Ядро османских морских войск, все больше терявших боеспособность и дисциплину, составляли сипахи и янычары, и в состав морских солдат входили также азабы и левенды. О янычарах уже говорилось выше. Сипахи по своим воинским качествам, как свидетельствуют современники, были хуже янычар. Азабов («холостяков») на галерах насчитывалось немного, причем треть из них оказывалась неспособной к настоящей службе. Левенды же, согласно И.В. Цинкайзену, хотя и были старейшими, «но самыми худшими османскими морскими солдатами». Само слово «левенд» со временем стало у турок синонимом грабителя и бездельника. «Они, — указывает цитированный тюрколог, — оставались, однако, еще долгое время в качестве мародеров бичом страны и совершали, особенно в азиатских провинциях, вплоть до 18-го века ужасающие бесчинства, пока, наконец, лишь в 1737 году не удалось… полностью искоренить их и рассеять».
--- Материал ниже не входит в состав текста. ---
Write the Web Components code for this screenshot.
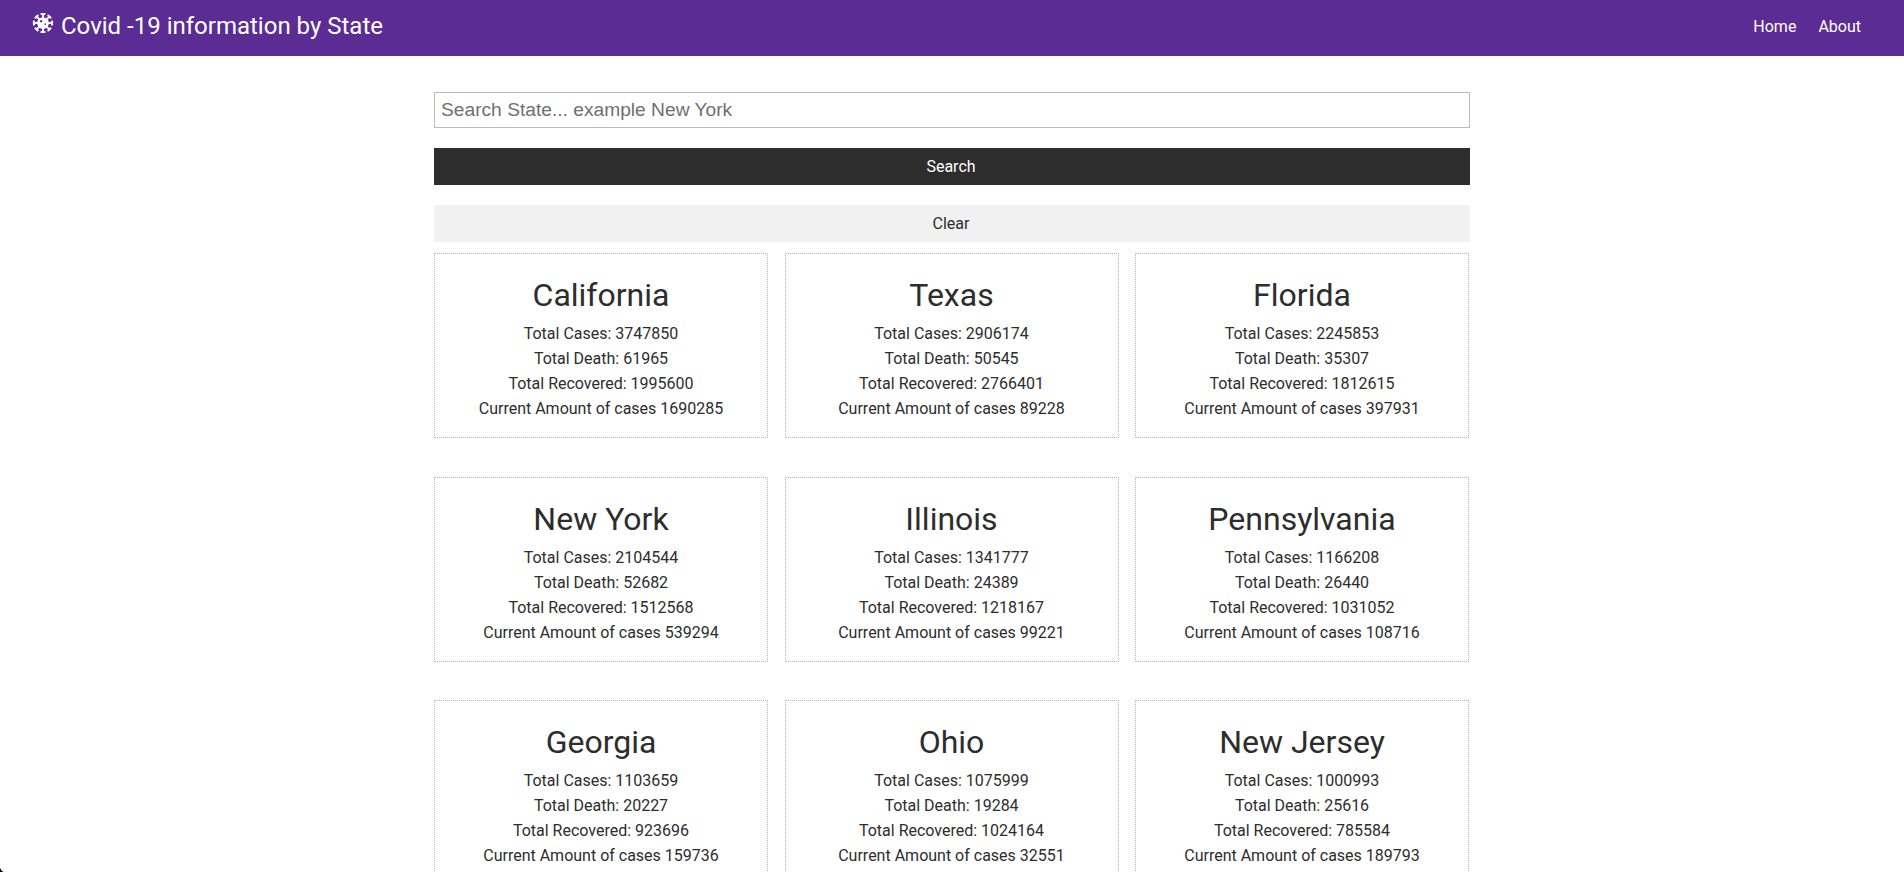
<!DOCTYPE html>
<html>
<head>
<meta charset="utf-8">
<title>Covid -19 information by State</title>
<style>
  html, body { margin: 0; padding: 0; height: 100%; overflow: hidden; background: #fff; }
  body { font-family: Roboto, "Liberation Sans", sans-serif; color: #2d2d2d; }
</style>
</head>
<body>
<app-navbar></app-navbar>
<main-content>
  <search-form></search-form>
  <state-grid id="grid"></state-grid>
</main-content>
<screen-corner></screen-corner>

<script>
class AppNavbar extends HTMLElement {
  constructor() {
    super();
    this.attachShadow({ mode: 'open' });
    const spokes = [0, 45, 90, 135, 180, 225, 270, 315].map(a => `
      <g transform="rotate(${a} 12 12)">
        <rect x="11" y="2" width="2" height="6" />
        <rect x="9.2" y="1" width="5.6" height="2.2" rx="1" />
      </g>`).join('');
    this.shadowRoot.innerHTML = `
      <style>
        :host { display: block; background: #5b2c94; color: #fff; height: 56px; }
        nav { display: flex; align-items: center; justify-content: space-between; height: 56px; padding: 0 43px 0 32px; }
        .brand { display: flex; align-items: flex-start; gap: 7px; font-size: 24px; line-height: 28px; margin-top: -5px; }
        svg { width: 22px; height: 22px; fill: #fff; margin-top: 0; }
        .links { display: flex; gap: 22px; font-size: 16px; line-height: 20px; margin-top: -2px; }
      </style>
      <nav>
        <div class="brand">
          <svg viewBox="0 0 24 24">
            ${spokes}
            <circle cx="12" cy="12" r="6.4" />
            <circle cx="10" cy="10" r="1.3" fill="#5b2c94" />
            <circle cx="14.4" cy="13.2" r="1" fill="#5b2c94" />
          </svg>
          <span>Covid -19 information by State</span>
        </div>
        <div class="links"><span>Home</span><span>About</span></div>
      </nav>`;
  }
}

class MainContent extends HTMLElement {
  constructor() {
    super();
    this.attachShadow({ mode: 'open' });
    this.shadowRoot.innerHTML = `
      <style>
        :host { display: block; width: 1036px; margin: 0 auto; padding-top: 36px; }
      </style>
      <slot></slot>`;
  }
}

class SearchForm extends HTMLElement {
  constructor() {
    super();
    this.attachShadow({ mode: 'open' });
    this.shadowRoot.innerHTML = `
      <style>
        :host { display: block; }
        input {
          display: block; box-sizing: border-box; width: 100%; height: 36px; padding: 0 6px;
          border: 1px solid #bbb; outline: none;
          font: 19.2px "Liberation Sans", Arial, sans-serif; color: #2d2d2d; background: #fff; border-radius: 0;
        }
        input::placeholder { color: #6f6f6f; opacity: 1; }
        button {
          display: block; box-sizing: border-box; width: 100%; height: 37px; margin-top: 20px; border: 0;
          font: 16px Roboto, sans-serif; cursor: pointer; padding: 0 2px 0 0;
        }
        .dark { background: #2d2d2d; color: #fff; }
        .light { background: #f1f1f1; color: #2d2d2d; }
      </style>
      <input type="text" placeholder="Search State... example New York">
      <button class="dark">Search</button>
      <button class="light">Clear</button>`;
  }
}

class StateGrid extends HTMLElement {
  constructor() {
    super();
    this.attachShadow({ mode: 'open' });
    this.shadowRoot.innerHTML = `
      <style>
        :host { display: grid; width: 1035px; grid-template-columns: repeat(3, 334px); column-gap: 16.5px; row-gap: 38.5px; margin-top: 11.25px; }
      </style>
      <slot></slot>`;
  }
}

class StateCard extends HTMLElement {
  static get observedAttributes() {
    return ['name', 'cases', 'death', 'recovered', 'current'];
  }

  constructor() {
    super();
    this.attachShadow({ mode: 'open' });
  }

  connectedCallback() {
    this.render();
  }

  attributeChangedCallback() {
    this.render();
  }

  render() {
    const get = k => this.getAttribute(k) || '';
    this.shadowRoot.innerHTML = `
      <style>
        :host { display: block; box-sizing: border-box; height: 185px; border: 1px dotted #b5b5b5; text-align: center; padding-top: 23px; }
        h2 { margin: 0 0 7px; font-size: 32px; line-height: 37px; font-weight: 400; color: #2d2d2d; }
        p { margin: 0; font-size: 16px; line-height: 25px; color: #2d2d2d; }
      </style>
      <h2>${get('name')}</h2>
      <p>Total Cases: ${get('cases')}</p>
      <p>Total Death: ${get('death')}</p>
      <p>Total Recovered: ${get('recovered')}</p>
      <p>Current Amount of cases ${get('current')}</p>`;
  }
}

// the dark bit of the display's rounded corner in the photo
class ScreenCorner extends HTMLElement {
  constructor() {
    super();
    this.attachShadow({ mode: 'open' });
    this.shadowRoot.innerHTML = `
      <style>
        :host { position: fixed; left: 0; bottom: 0; display: block; width: 4px; height: 4px; }
      </style>
      <svg width="4" height="4" viewBox="0 0 4 4" style="display:block"><path d="M0 0 L0 4 L4 4 Q1 3 0 0Z" fill="#000"/></svg>`;
  }
}

customElements.define('app-navbar', AppNavbar);
customElements.define('main-content', MainContent);
customElements.define('search-form', SearchForm);
customElements.define('state-grid', StateGrid);
customElements.define('state-card', StateCard);
customElements.define('screen-corner', ScreenCorner);

const states = [
  ['California', 3747850, 61965, 1995600, 1690285],
  ['Texas', 2906174, 50545, 2766401, 89228],
  ['Florida', 2245853, 35307, 1812615, 397931],
  ['New York', 2104544, 52682, 1512568, 539294],
  ['Illinois', 1341777, 24389, 1218167, 99221],
  ['Pennsylvania', 1166208, 26440, 1031052, 108716],
  ['Georgia', 1103659, 20227, 923696, 159736],
  ['Ohio', 1075999, 19284, 1024164, 32551],
  ['New Jersey', 1000993, 25616, 785584, 189793]
];

const grid = document.getElementById('grid');
states.forEach(s => {
  const card = document.createElement('state-card');
  card.setAttribute('name', s[0]);
  card.setAttribute('cases', s[1]);
  card.setAttribute('death', s[2]);
  card.setAttribute('recovered', s[3]);
  card.setAttribute('current', s[4]);
  grid.appendChild(card);
});
</script>
</body>
</html>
Североафриканские корсары, способные успешно бороться с казаками, являлись на султанскую службу все реже. Галеры, находившиеся в собственности беев Архипелага, «были лучше удовольствованы людми и прочими вещми, нежели константинопольские», но владельцы берегли свои корабли, стараясь во время боя избежать «опасных мест», чтобы сохранить «лучшую часть своего имения».
Команды турецких кораблей состояли из трех разнородных элементов: свободно навербованных людей, согнанных со всей империи рекрутов и галерных рабов. Значительная часть команды, по выражению Бернардо, несла оковы вместо оружия и потому вовсе не употреблялась в бою. Более того, эти невольники являлись постоянными и непримиримыми «внутренними врагами», от которых в любой момент можно было ожидать «удара в спину». Так, собственно, было и в предшествующих столетиях, однако теперь, в связи с упадком флота, разнородность экипажей приобретала для османского командования все более зловещий характер[31].
В литературе при очень невысоких в большинстве случаев оценках турецкого флота XVII в. встречаются и иные, подчас диаметрально противоположные характеристики. Хотя флот империи, пишет Ю.М. Ефремов, теперь уже не знал столь громких имен победителей-флотоводцев, как раньше, «все же на протяжении всего этого века и по своей численности, и по выучке экипажей, уровню их боеспособности, и по оснащению и вооружению кораблей он оставался грозной боевой силой, с честью поддерживавшей на морях былую славу своих знамен».
«Среди матросов, — продолжает историк, —было много греков с Архипелага и левантийцев… Морскую пехоту комплектовали из турок и мусульман-албанцев — хороших, стойких солдат… Много было в турецком флоте… офицеров из европейцев-ренегатов, бывших офицеров венецианского, французского, испанского флотов… недостающие… знания современной навигации турецкий флот восполнял за счет притока опытных моряков-навигаторов из европейских стран. Каждый из них прекрасно знал, что попадись он в руки своих бывших единоверцев, и его вздернут на рее без всякого суда и следствия. Поэтому они верно служили султану, на их преданность он вполне мог рассчитывать. Таким образом, турецкий флот располагал кадрами опытных матросов и знающих свое дело офицеров, вполне современными, мощными кораблями, вооруженными многопушечными батареями».
В чем причина такого расхождения оценок? На наш взгляд, процитированный автор рассматривает состояние османского флота словно с точки зрения тогдашних казаков, а европейские современники и большинство нынешних авторов, в том числе турецких, сравнивают этот флот с флотами ведущих морских держав Западной Европы. При этом у историков обнаруживаются разногласия относительно того, когда именно началось отставание турецкого флота и когда европейские военно-морские силы стали решительно его превосходить, а также отмечаются периоды усиления османской морской мощи путем строительства десятков новых галер даже в течение XVII в.
Далее следует иметь в виду, что многие европейские современники, в частности и К. Збараский, из-за своих антиосманских взглядов волей-неволей преуменьшали силы Турции, в том числе и ее флота, и преувеличивали признаки ее упадка. И.В. Цинкайзен, приведя тогдашние свидетельства об уменьшении числа османских галер в первой половине XVII в. до 40—56, тем не менее больше доверяет утверждению П. Рикоута о том, что в этот период турки снаряжали, правда, с трудом, до 100 галер.